Bridging the failure of surface asperities to the macroscopic rupture energy during the onset of frictional sliding
- 1The Njord Centre, University of Oslo, Oslo, Norway
- 2Engineering Department, Aarhus University, Aarhus, Denmark
- 3Civil Engineering Institute, Ecole Polytechnique Fédérale de Lausanne (EPFL), Lausanne, Switzerland
The onset of sliding between two rough surfaces held in frictional contact arises through the nucleation and propagation of rupture fronts, whose dynamics has been shown to obey the elastodynamics of a shear crack. By analogy with the fracture energy controlling the growth of brittle crack in intact material, a frictional rupture is governed by an associated rupture energy. In the context of earthquakes, this rupture energy is expected to control the nucleation and the transition from an accelerating slip patch or localized perturbation to a propagating seismic rupture. The microscopic origin of this rupture energy and its relation to the microcontacts topography remain however unsettled.

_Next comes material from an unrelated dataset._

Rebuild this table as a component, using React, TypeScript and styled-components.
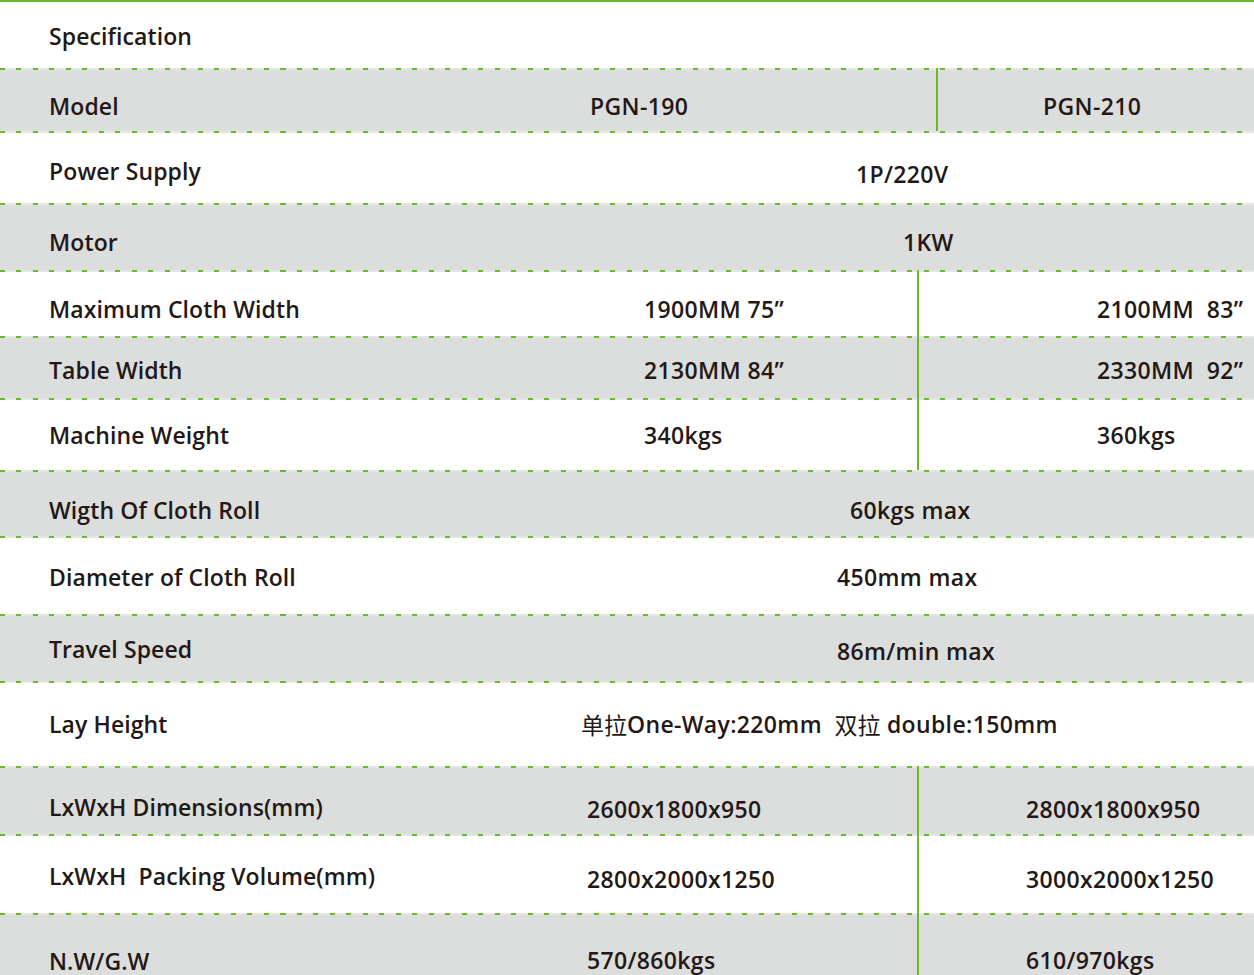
import React from "react";
import styled, { createGlobalStyle } from "styled-components";

const GREEN = "#6cb92e";
const GRAY = "#dcdddd";

const Global = createGlobalStyle`
  html, body { margin: 0; padding: 0; background: #ffffff; }
  body { font-family: "Open Sans", "Noto Sans CJK SC", sans-serif; }
`;

const Sheet = styled.div`
  width: 1254px;
  border-top: 2px solid ${GREEN};
  color: #231815;
  font-family: "Open Sans", "Noto Sans CJK SC", sans-serif;
  font-size: 23px;
  font-weight: 600;
`;

const Row = styled.div<{ $h: number; $gray?: boolean; $cols: string; $dash?: boolean }>`
  display: grid;
  grid-template-columns: ${(p) => p.$cols};
  height: ${(p) => p.$h}px;
  box-sizing: border-box;
  background-color: ${(p) => (p.$gray ? GRAY : "#ffffff")};
  background-image: ${(p) =>
    p.$dash
      ? `repeating-linear-gradient(90deg, ${GREEN} 0 5px, transparent 5px 16.5px), linear-gradient(#e4e5e5, #e4e5e5)`
      : "none"};
  background-size: 100% 2px, 100% 2px;
  background-position: 0 0, 0 0;
  background-repeat: no-repeat;
`;

const Cell = styled.div<{ $pt: number; $pl?: number }>`
  display: flex;
  align-items: center;
  box-sizing: border-box;
  padding-top: ${(p) => p.$pt}px;
  padding-left: ${(p) => p.$pl ?? 0}px;
  white-space: pre;
  min-width: 0;
`;

const LabelCell = styled(Cell)`
  letter-spacing: 0.1px;
`;

const ValueCell = styled(Cell)`
  letter-spacing: 0.35px;
`;

const SplitCell = styled(ValueCell)`
  border-left: 2px solid ${GREEN};
`;

const Cjk = styled.span`
  font-family: "Noto Sans CJK SC", sans-serif;
  font-weight: 400;
  letter-spacing: 0;
`;

type Single = { kind: "single"; value: React.ReactNode; x: number; vp: number };
type Split = { kind: "split"; v1: string; v2: string; x1: number; split: number; x2: number; vp: number };
type Plain = { kind: "plain" };
type RowDef = { label: string; h: number; gray?: boolean; lp: number } & (Single | Split | Plain);

const rows: RowDef[] = [
  { label: "Specification", h: 66, lp: 1, kind: "plain" },
  { label: "Model", h: 63, gray: true, lp: 13, kind: "split", v1: "PGN-190", v2: "PGN-210", x1: 590, split: 936, x2: 1043, vp: 13 },
  { label: "Power Supply", h: 72, lp: 8, kind: "single", value: "1P/220V", x: 856, vp: 13 },
  { label: "Motor", h: 67, gray: true, lp: 11, kind: "single", value: "1KW", x: 903, vp: 11 },
  { label: "Maximum Cloth Width", h: 66, lp: 12, kind: "split", v1: "1900MM 75’’", v2: "2100MM  83’’", x1: 644, split: 917, x2: 1097, vp: 12 },
  { label: "Table Width", h: 62, gray: true, lp: 6, kind: "split", v1: "2130MM 84’’", v2: "2330MM  92’’", x1: 644, split: 917, x2: 1097, vp: 6 },
  { label: "Machine Weight", h: 72, lp: 2, kind: "split", v1: "340kgs", v2: "360kgs", x1: 644, split: 917, x2: 1097, vp: 2 },
  { label: "Wigth Of Cloth Roll", h: 66, gray: true, lp: 14, kind: "single", value: "60kgs max", x: 850, vp: 14 },
  { label: "Diameter of Cloth Roll", h: 78, lp: 4, kind: "single", value: "450mm max", x: 837, vp: 4 },
  { label: "Travel Speed", h: 67, gray: true, lp: 3, kind: "single", value: "86m/min max", x: 837, vp: 7 },
  {
    label: "Lay Height",
    h: 85,
    lp: 1,
    kind: "single",
    value: (
      <>
        <Cjk>单拉</Cjk>One-Way:220mm  <Cjk>双拉</Cjk> double:150mm
      </>
    ),
    x: 581,
    vp: 1,
  },
  { label: "LxWxH Dimensions(mm)", h: 68, gray: true, lp: 14, kind: "split", v1: "2600x1800x950", v2: "2800x1800x950", x1: 587, split: 917, x2: 1026, vp: 18 },
  { label: "LxWxH  Packing Volume(mm)", h: 79, lp: 5, kind: "split", v1: "2800x2000x1250", v2: "3000x2000x1250", x1: 587, split: 917, x2: 1026, vp: 11 },
  { label: "N.W/G.W", h: 70, gray: true, lp: 26, kind: "split", v1: "570/860kgs", v2: "610/970kgs", x1: 587, split: 917, x2: 1026, vp: 24 },
];

function SpecRow({ r, first }: { r: RowDef; first: boolean }) {
  if (r.kind === "plain") {
    return (
      <Row $h={r.h} $gray={r.gray} $cols="1fr" $dash={!first}>
        <LabelCell $pt={r.lp} $pl={49}>{r.label}</LabelCell>
      </Row>
    );
  }
  if (r.kind === "single") {
    return (
      <Row $h={r.h} $gray={r.gray} $cols={`${r.x}px 1fr`} $dash={!first}>
        <LabelCell $pt={r.lp} $pl={49}>{r.label}</LabelCell>
        <ValueCell $pt={r.vp}>{r.value}</ValueCell>
      </Row>
    );
  }
  return (
    <Row $h={r.h} $gray={r.gray} $cols={`${r.x1}px ${r.split - r.x1}px 1fr`} $dash={!first}>
      <LabelCell $pt={r.lp} $pl={49}>{r.label}</LabelCell>
      <ValueCell $pt={r.vp}>{r.v1}</ValueCell>
      <SplitCell $pt={r.vp} $pl={r.x2 - r.split - 2}>{r.v2}</SplitCell>
    </Row>
  );
}

export default function App() {
  return (
    <>
      <Global />
      <Sheet>
        {rows.map((r, i) => (
          <SpecRow key={r.label} r={r} first={i === 0} />
        ))}
      </Sheet>
    </>
  );
}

In this context, this study aims at bridging the macroscopic description of friction to the failure of contacting asperities and frictional wear prevailing at smaller scales. Recent studies demonstrated how the failure of two contacting asperities arises either by plastic deformation or brittle failure of their apices depending on whether their contact junction is respectively smaller or larger than a characteristic length scale. In this study, we investigate numerically how the different failure mechanisms of microcontact asperities impact the nucleation and propagation of frictional rupture fronts.
At a macroscopic level, we study the ability of an interface to withstand a progressively applied shearing, i.e. its frictional strength, while at the microscopic scale, we observe how the failure process develops across the microcontact junctions. We highlight how the microcontacts topography significantly impacts the nucleation and frictional strength, even when comparing interfaces with identical macroscopic properties and rupture energy. We present how the characteristic length governing microcontacts failure can be used to select which details of the surface roughness are homogenized along the tip of a nucleating slip front. Combining the approach proposed in this work with models solving normal contact between rough surfaces will open up new prospects to study the strength and rupture energy of frictional interfaces at the onset of sliding.
How to cite: Barras, F., Aghababaei, R., and Molinari, J.-F.: Bridging the failure of surface asperities to the macroscopic rupture energy during the onset of frictional sliding, EGU General Assembly 2021, online, 19–30 Apr 2021, EGU21-14445, https://doi.org/10.5194/egusphere-egu21-14445, 2021.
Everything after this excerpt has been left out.